My rule of thumb is that if I wouldn't take it myself, then it isn't good enough to offer someone just because they are poor. Which doesn't mean I don't offer things for donation (because you never know) but that I am not offended or start thinking "well, really it can't be that bad after all" if they don't want what I offered. If someone approached me outside a subway and I had half my foot long, I would say, "well I have this half sandwich I haven't touched" and if they took it great! If they didn't, fine. If they didn't take it, I wouldn't think "well they must not really be hungry" I'd think "well, I wouldn't take that from a stranger either, so I can't blame them".

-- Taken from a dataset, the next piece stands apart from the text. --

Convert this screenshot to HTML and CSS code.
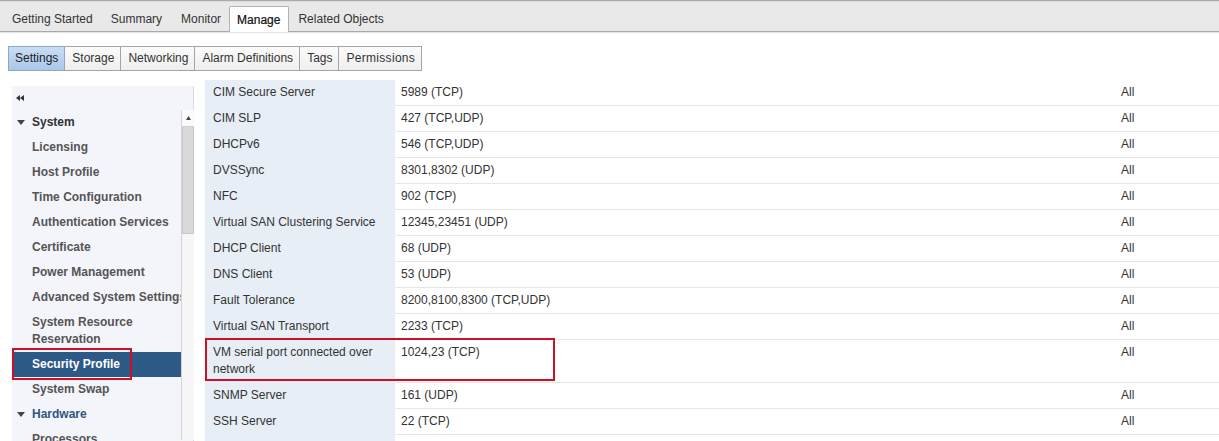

I used to regularly see a mentally ill man outside my office. He hung around a park nearly all the time. When he was off his meds he'd take off his artifical leg and chase you with it. I'd sometimes slip $5-8 to the hot dog vendor to let him eat until he had his fill. He often came after the big lunch crowd, and I didn't have to worry about being hurt and he was friends with the vendor so he wasn't in danger either. I've also had the experience of having food or gift certificates for food refused. I've also had someone start crying because i'd bought them hot food. YMMV
I don't give as a rule. I figure if I give to one, why not another one. I'll will give my left over food sometimes. I asked a woman if she was hungry and gave some food (unopened) and then she asked for money too. I was disgusted. I pass quite a few regulars on my way to and from work, and sometimes you'll see them reading a book from the library or with new shoes in their bag, when their feet are bare and they're begging.